Credit to Author: Aaron Larson| Date: Thu, 16 May 2019 13:05:36 +0000
When it comes to gas turbines, size matters. Although the market for large, heavy-duty gas turbines has been challenging in recent years, demand for industrial gas turbines—generally units with output ranging from about 5 MW to 100 MW—has been growing, according to Reed Lengel, product line manager for SCC-800 solutions with Siemens Energy.
“When you really dig into it,” Lengel said, speaking as a guest on The POWER Podcast, “there’s actually been pretty significant improvements—or growth in this power band within the portfolio. Where there’s been really a decline over the last four years in the total gas turbine sales—that’s just globally, looking at all gas turbine sales—in that same timeframe, the market share of this 40 to 90 MW power band gas turbine has actually doubled.” For Siemens, its SGT-800 gas turbine fits squarely in that range.
Increasing interest in industrial gas turbines has led manufacturers to invest in design improvements. New coatings, advanced cooling technologies, and additive manufacturing have spurred significant efficiency gains. Since 2015, the SGT-800’s efficiency has improved from about 56% to 58.6% in combined cycle mode, which makes it the market leader in efficiency for its power band, according to Lengel.

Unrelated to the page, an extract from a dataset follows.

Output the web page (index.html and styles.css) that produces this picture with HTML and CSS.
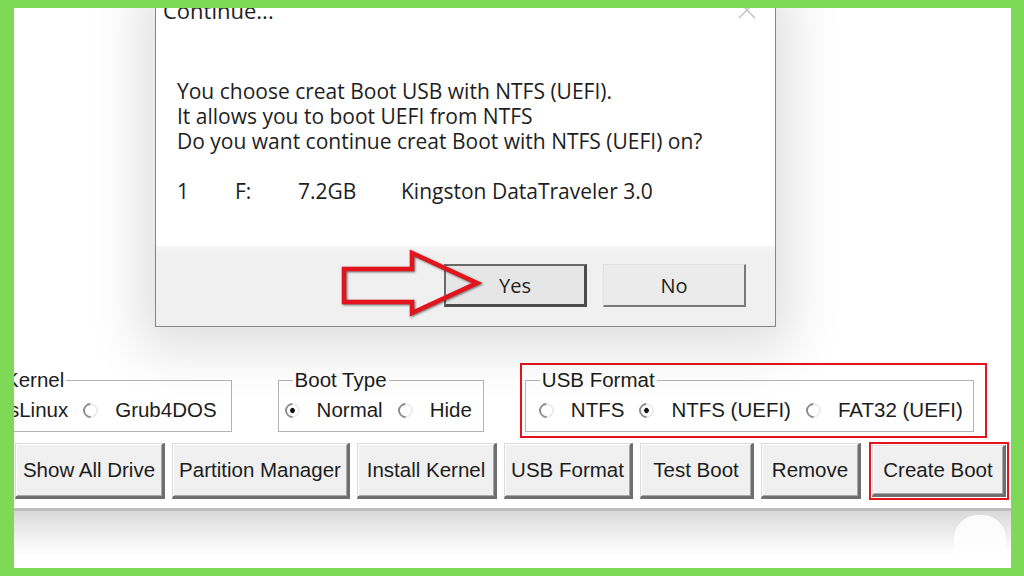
FILE: index.html
```html
<!DOCTYPE html>
<html>
<head>
<meta charset="utf-8">
<title>Continue...</title>
<link rel="stylesheet" href="styles.css">
</head>
<body>
<div class="frame">
  <div class="app">
    <div class="groups">
      <fieldset class="group group-kernel">
        <legend class="legend-kernel">Kernel</legend>
        <div class="options">
          <label class="opt"><span class="radio"></span>SysLinux</label>
          <label class="opt"><span class="radio"></span>Grub4DOS</label>
        </div>
      </fieldset>
      <fieldset class="group group-boot">
        <legend>Boot Type</legend>
        <div class="options">
          <label class="opt"><span class="radio checked"></span>Normal</label>
          <label class="opt"><span class="radio"></span>Hide</label>
        </div>
      </fieldset>
      <div class="highlight highlight-usb">
        <fieldset class="group group-usb">
          <legend>USB Format</legend>
          <div class="options">
            <label class="opt"><span class="radio"></span>NTFS</label>
            <label class="opt"><span class="radio checked"></span>NTFS (UEFI)</label>
            <label class="opt"><span class="radio"></span>FAT32 (UEFI)</label>
          </div>
        </fieldset>
      </div>
    </div>
    <div class="buttons">
      <button class="btn w-show">Show All Drive</button>
      <button class="btn w-part">Partition Manager</button>
      <button class="btn w-inst">Install Kernel</button>
      <button class="btn w-usb">USB Format</button>
      <button class="btn w-test">Test Boot</button>
      <button class="btn w-rem">Remove</button>
      <div class="highlight highlight-create">
        <button class="btn w-create">Create Boot</button>
      </div>
    </div>
    <div class="bottom-strip"><span class="blob"></span></div>
  </div>

  <div class="dialog">
    <div class="titlebar">
      <span class="title">Continue...</span>
      <svg class="close" width="20" height="20" viewBox="0 0 20 20"><path d="M2 2 L18 18 M18 2 L2 18" stroke="#bdbdbd" stroke-width="1.3" fill="none"/></svg>
    </div>
    <div class="message">
      <p>You choose creat Boot USB with NTFS (UEFI).</p>
      <p>It allows you to boot UEFI from NTFS</p>
      <p>Do you want continue creat Boot with NTFS (UEFI) on?</p>
      <div class="drive-row">
        <span class="c-num">1</span>
        <span class="c-letter">F:</span>
        <span class="c-size">7.2GB</span>
        <span class="c-name">Kingston DataTraveler 3.0</span>
      </div>
    </div>
    <div class="dlg-footer">
      <button class="dbtn default">Yes</button>
      <button class="dbtn">No</button>
    </div>
  </div>

  <svg class="arrow" width="145" height="72" viewBox="0 0 145 72">
    <path d="M4 20 L72 20 L72 4 L137 34 L72 64 L72 53 L4 53 Z" fill="none" stroke="#e3141c" stroke-width="4.5" stroke-linejoin="miter"/>
  </svg>
</div>
</body>
</html>
```

FILE: styles.css
```css
html, body {
  margin: 0;
  padding: 0;
  background: #7ed957;
}

.frame {
  width: 1024px;
  height: 576px;
  box-sizing: border-box;
  border-style: solid;
  border-color: #7ed957;
  border-width: 8px 13px 8px 14px;
  background: #ffffff;
  position: relative;
  overflow: hidden;
  font-family: "Liberation Sans", Arial, sans-serif;
  color: #1c1c1c;
}

.app {
  height: 100%;
  display: flex;
  flex-direction: column;
  padding-top: 355px;
  box-sizing: border-box;
}

/* ---------- group boxes ---------- */
.groups {
  display: flex;
  align-items: center;
  height: 75px;
}

.group {
  margin: 0;
  padding: 0;
  border: 1px solid #b4b4b4;
  min-width: 0;
  font-size: 20.5px;
}

.group legend {
  font-size: 20.5px;
  line-height: 22px;
  padding: 0 2px;
  margin-left: 14px;
  color: #1c1c1c;
}

.group .legend-kernel {
  margin-left: 56px;
}

.options {
  display: flex;
  align-items: center;
  gap: 15px;
  height: 24px;
  padding: 7px 0 9px 6px;
  line-height: 24px;
}

.group-kernel {
  margin-left: -68px;
  margin-right: 46px;
}
.group-kernel .options { padding-right: 14px; }

.group-boot {
  margin-right: 36px;
}
.group-boot .options { padding-right: 11px; }

.group-usb .options {
  padding-left: 13px;
  padding-right: 10px;
}

.opt {
  display: flex;
  align-items: center;
  gap: 17px;
  white-space: nowrap;
}

.radio {
  width: 15px;
  height: 15px;
  box-sizing: border-box;
  border-radius: 50%;
  border: 2px solid;
  border-color: #8c8c8c #ececec #ececec #8c8c8c;
  transform: rotate(-45deg);
  background: #fff;
  position: relative;
  flex: none;
}

.radio.checked::after {
  content: "";
  position: absolute;
  left: 3px;
  top: 3px;
  width: 5px;
  height: 5px;
  border-radius: 50%;
  background: #111;
}

.highlight {
  border: 2px solid #e3141c;
}

.highlight-usb {
  padding: 4px 11px 4px 3px;
}

/* ---------- button row ---------- */
.buttons {
  display: flex;
  align-items: center;
  gap: 7px;
  margin-top: 5px;
  height: 56px;
}

.btn {
  height: 56px;
  box-sizing: border-box;
  font-family: "Liberation Sans", Arial, sans-serif;
  font-size: 20.5px;
  color: #1c1c1c;
  background: #f0f0f0;
  border-style: solid;
  border-width: 1px 3px 3px 1px;
  border-color: #dadada #6f6f6f #6f6f6f #dadada;
  box-shadow: inset 1px 1px 0 #ffffff, inset -1px -1px 0 #a8a8a8;
  padding: 0;
  text-align: center;
  flex: none;
}

.w-show { width: 150px; margin-left: 1px; }
.w-part { width: 178px; }
.w-inst { width: 140px; }
.w-usb { width: 129px; }
.w-test { width: 114px; }
.w-rem { width: 100px; }
.w-create { width: 134px; height: 52px; display: block; }

.highlight-create {
  margin-left: 1px;
  padding: 1px;
}

.bottom-strip {
  margin-top: 9px;
  flex: 1;
  border-top: 3px solid #bdbdbd;
  background: linear-gradient(#d9d9d9, #f3f3f3 28px, #ffffff 45px);
  display: flex;
  justify-content: flex-end;
  align-items: flex-start;
}

.blob {
  width: 52px;
  height: 40px;
  margin-top: 4px;
  margin-right: 5px;
  border-radius: 24px 24px 6px 6px;
  background: linear-gradient(#fbfbfb, #ffffff);
}

/* ---------- dialog ---------- */
.dialog {
  position: absolute;
  left: 141px;
  top: -19px;
  width: 621px;
  box-sizing: border-box;
  border: 1px solid #858585;
  background: #ffffff;
  box-shadow: 0 8px 50px 14px rgba(0, 0, 0, 0.13);
  font-family: "Open Sans", "Noto Sans", sans-serif;
  color: #1e1e1e;
}

.titlebar {
  height: 40px;
  display: flex;
  align-items: center;
  justify-content: space-between;
  padding: 0 18px 0 7px;
}

.title {
  font-size: 22px;
  color: #1e1e1e;
}

.message {
  padding: 49px 0 42px 21px;
  font-size: 21px;
  line-height: 25px;
}

.message p {
  margin: 0;
}

.drive-row {
  display: flex;
  margin-top: 25px;
}

.c-num { width: 58px; }
.c-letter { width: 63px; }
.c-size { width: 103px; }

.dlg-footer {
  height: 80px;
  box-sizing: border-box;
  background: linear-gradient(#f5f5f5, #f0f0f0 10px);
  display: flex;
  justify-content: flex-end;
  gap: 16px;
  padding: 18px 29px 0 0;
}

.dbtn {
  width: 143px;
  height: 43px;
  box-sizing: border-box;
  font-family: "Open Sans", "Noto Sans", sans-serif;
  font-size: 20px;
  color: #1e1e1e;
  background: #ebebeb;
  border-style: solid;
  border-width: 1px 2px 2px 1px;
  border-color: #e2e2e2 #7a7a7a #7a7a7a #e2e2e2;
  padding: 0;
}

.dbtn.default {
  background: #e6e6e6;
  border-width: 2px 3px 3px 2px;
  border-color: #6a6a6a #4c4c4c #4c4c4c #6a6a6a;
}

/* ---------- annotation arrow ---------- */
.arrow {
  position: absolute;
  left: 326px;
  top: 241px;
  filter: drop-shadow(1.5px 1.5px 0.8px rgba(0, 0, 0, 0.55));
}
```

Flexibility has also made these mid-size gas turbines popular. Rather than constructing a single large gas turbine unit, many companies are deciding to install multiple smaller units at sites. “We actually have a six on one that’s actually under construction right now,” Lengel said. (Six on one refers to an arrangement in which six gas turbines and six heat recovery steam generators are joined with one steam turbine in a combined cycle configuration.) “That’s a project that’s down in Panama,” he said.
Industrial gas turbines are also good candidates for combined heat and power applications. Lengel mentioned the Holland Energy Park in Holland, Michigan—a POWER Top Plant in 2018—as a shining example of a plant that utilizes SGT-800 gas turbines for more than just generating electricity. That facility also provides heat for a snow-melt system that keeps downtown city walkways ice-free during the winter.
Although Lengel said there were only 14 SGT-800 units currently operating in the U.S., it’s a well-proven model around the world. “With the changes that are being seen, and I think the desire for more smaller units and distributed generation,” he said, “I think that’s only going to increase.”
When asked what sectors would be the biggest buyers of industrial gas turbines going forward, Lengel said, “Looking at some of the numbers, even from the [Energy Information Administration’s] latest energy outlook that they put in just a couple months ago, the bulk chemical [industry] actually is looking to increase pretty significantly in their power needs, and more specifically, on onsite generation. So, that’s one specific area that really could see some growth—in the U.S. in particular—for onsite power generation combined heat and power application.”